Cleverness represents a gnomes problem solving capability and knowledge base.  While it’s easy to say that a Dweller gnome with access to human books and the ability to read human language is smarter then a Wild Gnome without access to either they can both be equally clever in their own ways.  Gnomes tend to think extremely quick thoughts compared to humans as a result of their drastically different metabolisms and short lives.  As such compared to a human a gnome might seem very quick witted.

Toughness represents a gnomes physical fortitude and ability to handle tough situations.  Gnomes are by nature very tough nuts to crack.  Their stout bodies and sometimes cheery look hides thick cords of muscle and flexible, tough cartilage (gnomes do not have a true skeleton).
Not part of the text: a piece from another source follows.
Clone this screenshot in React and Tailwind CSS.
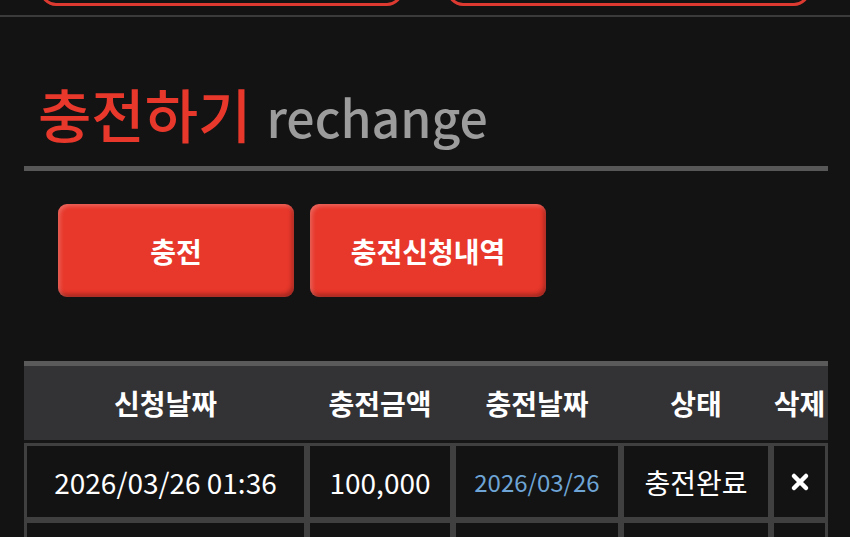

Toughness also represents a gnomes psychological and mental fortitude.  Life is tough when it seems like the world considers you an interesting curiosity to capture and study or chew and digest.  It’s easy to think that some gnomes are quite depressed and suicide a constant.  However gnomes are nothing else if not stubborn and willing to press on in even the most hopeless situations.  Toughness is the roll that comes up when a gnome faces a dire physical or mental challenge that can cause them harm.  So far I haven’t really figured out yet how I want to derive damage (mental and physical) from these stats though I think some Combination of Toughness + Another attribute to build a sort of HP base (Mental, Physical, Emotional) or perhaps a death spiral system based on this combination.  We’ll see.  Opinions are welcome here.

Shrewdness represents a characters instinctual ability or natural caution.  Shrewd gnomes can sense storms by the sweat in their palms, feel food in the way local birds are circling above, or no that humans are close by the shaking in the ground.  Shrewd gnomes are natural survivors and can sense things in another gnomes speech that gives way motives and treachery the other gnome might think that they’re hiding.  Shrewdness is the attribute rolled when instinct, common sense, and wisdom will reveal things to the gnome that his cleverness might keep hidden.